I. sĕvi, sĭtum (3), bezaaien, beplanten; overdr., met iets bezwaren, onder iets gebukt doen gaan. | zaaien, planten, ook = zetten, plaatsen, stili caeci mirabilem in modum consiti, Auct. bell. Afr.
II. sĕrŭi, sertum (3);
1. in ’t alg., aaneenknopen, -hechten, -schakelen, -scharen, verbinden; ook overdr., aanknopen, sermonem, Curt. | (iets in zijn delen) samen-, aaneenhechten, sagum spinā, Tac.; ook praegn., (iets uit afzonderlijke delen enz.) samenvoegen, tegumen ferreis laminis, Tac., lorica conserta, hamis auroque trilix, maliënkolder van driedubbel gouddraad, Verg.

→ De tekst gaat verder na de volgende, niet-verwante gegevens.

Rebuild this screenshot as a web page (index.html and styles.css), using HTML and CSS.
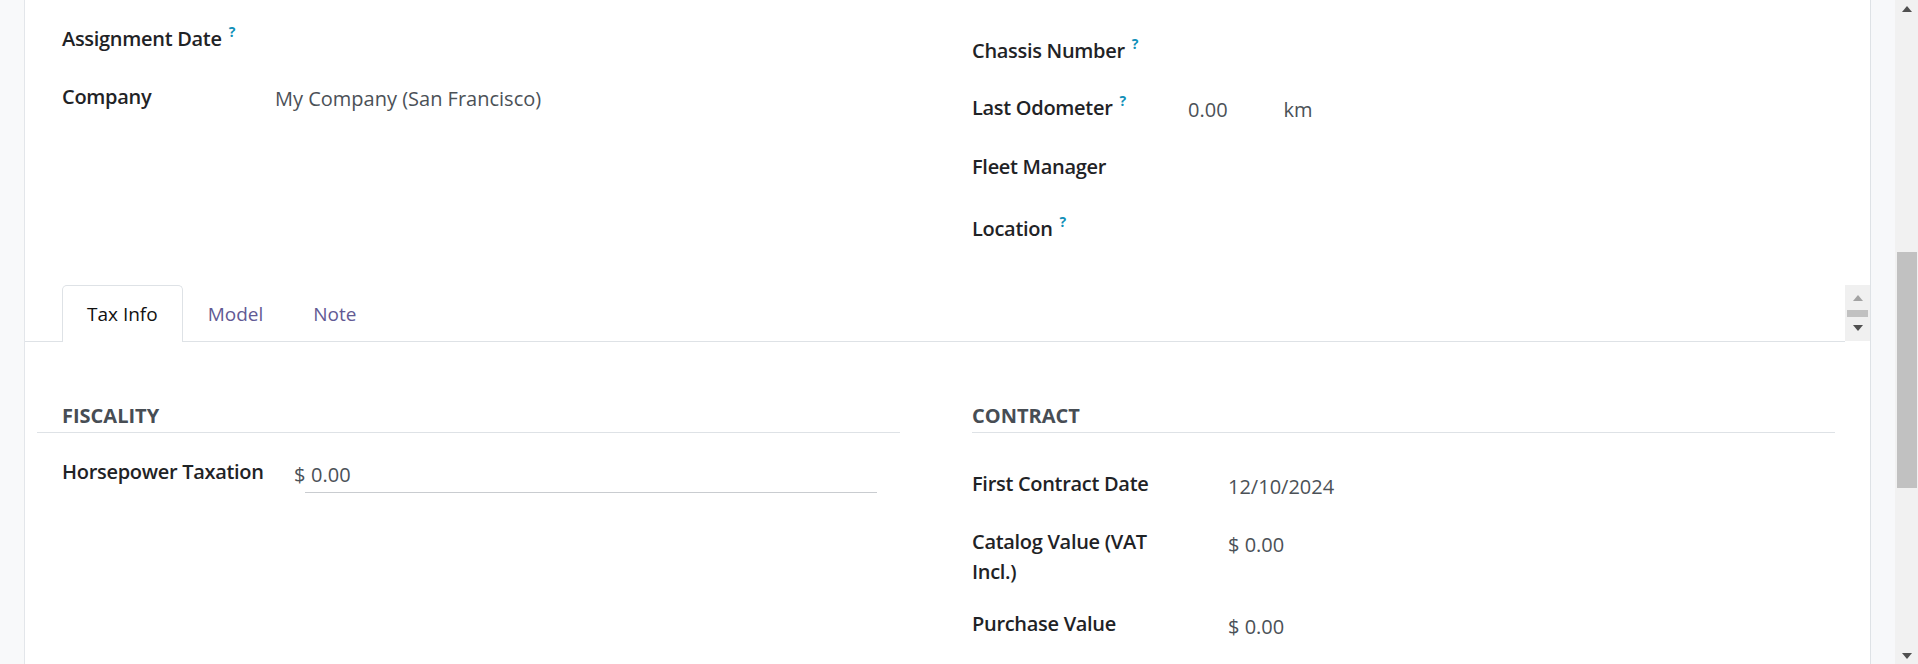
FILE: index.html
```html
<!DOCTYPE html>
<html lang="en">
<head>
    <meta charset="UTF-8">
    <title>Vehicle</title>
    <link rel="stylesheet" href="styles.css">
</head>
<body>
    <div class="gutter-left"></div>

    <div class="sheet">
        <div class="groups top">
            <div class="group group-left">
                <div class="field">
                    <div class="label lbl-company">Assignment Date<sup class="help">?</sup></div>
                    <div class="value"></div>
                </div>
                <div class="field">
                    <div class="label lbl-company">Company</div>
                    <div class="value">My Company (San Francisco)</div>
                </div>
            </div>
            <div class="group group-right">
                <div class="field">
                    <div class="label lbl-vehicle">Chassis Number<sup class="help">?</sup></div>
                    <div class="value"></div>
                </div>
                <div class="field">
                    <div class="label lbl-vehicle">Last Odometer<sup class="help">?</sup></div>
                    <div class="value">0.00<span class="unit">km</span></div>
                </div>
                <div class="field">
                    <div class="label lbl-vehicle">Fleet Manager</div>
                    <div class="value"></div>
                </div>
                <div class="field">
                    <div class="label lbl-vehicle">Location<sup class="help">?</sup></div>
                    <div class="value"></div>
                </div>
            </div>
        </div>

        <div class="tab-row">
            <ul class="tabs">
                <li class="tab active">Tax Info</li>
                <li class="tab">Model</li>
                <li class="tab">Note</li>
            </ul>
            <div class="tab-scroll">
                <span class="arrow up light"></span>
                <span class="bar"></span>
                <span class="arrow down"></span>
            </div>
        </div>

        <div class="groups pane">
            <div class="section section-left">
                <h3 class="section-title">Fiscality</h3>
                <div class="field">
                    <div class="label lbl-tax">Horsepower Taxation</div>
                    <div class="value monetary"><span class="currency">$</span><span class="input">0.00</span></div>
                </div>
            </div>
            <div class="section section-right">
                <h3 class="section-title">Contract</h3>
                <div class="field contract">
                    <div class="label lbl-contract">First Contract Date</div>
                    <div class="value">12/10/2024</div>
                </div>
                <div class="field contract">
                    <div class="label lbl-contract">Catalog Value (VAT Incl.)</div>
                    <div class="value">$ 0.00</div>
                </div>
                <div class="field contract">
                    <div class="label lbl-contract">Purchase Value</div>
                    <div class="value">$ 0.00</div>
                </div>
            </div>
        </div>
    </div>

    <div class="gutter-right"></div>

    <div class="scrollbar">
        <div class="sb-btn"><span class="arrow up"></span></div>
        <div class="thumb"></div>
        <div class="sb-fill"></div>
        <div class="sb-btn"><span class="arrow down"></span></div>
    </div>
</body>
</html>
```

FILE: styles.css
```css
* {
    box-sizing: border-box;
}

body {
    margin: 0;
    height: 664px;
    overflow: hidden;
    display: flex;
    background: #fff;
    color: #212529;
    font-family: "Open Sans", "Noto Sans", sans-serif;
    font-size: 20px;
    line-height: 30px;
}

.gutter-left {
    width: 25px;
    background: #f8f9fa;
    border-right: 1px solid #e3e6ea;
}

.sheet {
    flex: 1;
    min-width: 0;
    border-right: 1px solid #dee2e6;
}

.gutter-right {
    width: 24px;
    background: #f7f8fa;
}

/* page scrollbar */
.scrollbar {
    width: 23px;
    background: #f1f1f1;
    display: flex;
    flex-direction: column;
}

.sb-btn {
    height: 17px;
    display: flex;
    align-items: center;
    justify-content: center;
}

.thumb {
    margin: 235px 1px 0 2px;
    height: 236px;
    background: #c1c1c1;
}

.sb-fill {
    flex: 1;
}

.arrow {
    width: 0;
    height: 0;
    border-left: 5px solid transparent;
    border-right: 5px solid transparent;
}

.arrow.up {
    border-bottom: 6px solid #505050;
}

.arrow.down {
    border-top: 6px solid #505050;
}

.arrow.up.light {
    border-bottom-color: #a3a3a3;
}

/* field groups */
.groups {
    display: grid;
    grid-template-columns: 863px 863px;
    column-gap: 72px;
    padding: 0 35px 0 12px;
}

.group-left {
    padding: 24px 0 0 25px;
}

.group-right {
    padding: 36px 0 13px;
}

.field {
    display: flex;
    align-items: flex-start;
    min-height: 58px;
}

.group-right .field:nth-child(1) {
    min-height: 57px;
}

.group-right .field:nth-child(2) {
    min-height: 59px;
}

.group-right .field:nth-child(3) {
    min-height: 62px;
}

.label {
    flex: 0 0 auto;
    font-weight: 600;
    letter-spacing: -0.3px;
    color: #1f2326;
}

.lbl-company {
    width: 213px;
}

.lbl-vehicle {
    width: 216px;
}

.lbl-tax {
    width: 232px;
}

.lbl-contract {
    width: 200px;
    margin-right: 56px;
}

.value {
    padding-top: 2px;
    color: #4b5157;
}

.help {
    margin-left: 7px;
    font-size: 14px;
    font-weight: 700;
    letter-spacing: 0;
    line-height: 0;
    vertical-align: 9px;
    color: #1190b8;
}

.unit {
    margin-left: 56px;
}

/* tabs */
.tab-row {
    display: flex;
    align-items: flex-start;
}

.tabs {
    flex: 1;
    display: flex;
    list-style: none;
    margin: 0;
    padding: 0 0 0 37px;
    border-bottom: 1px solid #dee2e6;
    font-size: 19px;
}

.tab {
    margin-bottom: -1px;
    padding: 13px 24px 13px;
    border: 1px solid transparent;
    border-bottom: 0;
    border-radius: 5px 5px 0 0;
    color: #625a94;
}

.tab.active {
    background: #fff;
    border-color: #dee2e6;
    color: #111;
}

.tab-scroll {
    width: 25px;
    height: 56px;
    padding-top: 10px;
    background: #f0f0f0;
    display: flex;
    flex-direction: column;
    align-items: center;
}

.tab-scroll .bar {
    width: 21px;
    height: 7px;
    margin: 9px 0 8px;
    background: #c1c1c1;
}

/* notebook page */
.pane {
    padding-top: 59px;
}

.section-title {
    margin: 0;
    padding-bottom: 1px;
    font-size: 20px;
    font-weight: 700;
    text-transform: uppercase;
    color: #474d54;
    border-bottom: 1px solid #dee2e6;
}

.section-left .section-title {
    padding-left: 25px;
}

.section-left .field {
    margin-top: 24px;
    padding-left: 25px;
}

.section-right .section-title + .field {
    margin-top: 36px;
}

.field.contract {
    padding-bottom: 22px;
}

.field.contract .value,
.monetary {
    padding-top: 3px;
}

.monetary {
    display: flex;
}

.currency {
    width: 11px;
}

.input {
    width: 572px;
    padding: 0 0 2px 6px;
    border-bottom: 1px solid #c9ccd0;
}
```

2. in ’t bijz., (liefkozend) tegen iets aan drukken of vlijen, latus lateri, Ov. | (vijandelijk) bij elkaar brengen, manum of manus, handgemeen worden, slaags raken, Cic., Caes., Liv., evenzo pugnam, certamen, proelium, Liv., acies conserta, een gevecht, waarin men handgemeen is geworden, Tac., navis conseritur, raakt slaags, Liv., ook absol. = zich in een gevecht inlaten, cum levi armatura, Liv.; overdr., haud ignotas belli artes inter sese, tegen elkaar optreden met enz., Liv. | (als rechtsterm) ex iure manum conserere, een eigendomsproces openen, doordat beide partijen de hand leggen op het betwiste voorwerp, Enn. bij Cic., alqm ex iure manum consertum vocare, iemd tot zulk een eigendomsproces dagvaarden, Cic. (oude formule).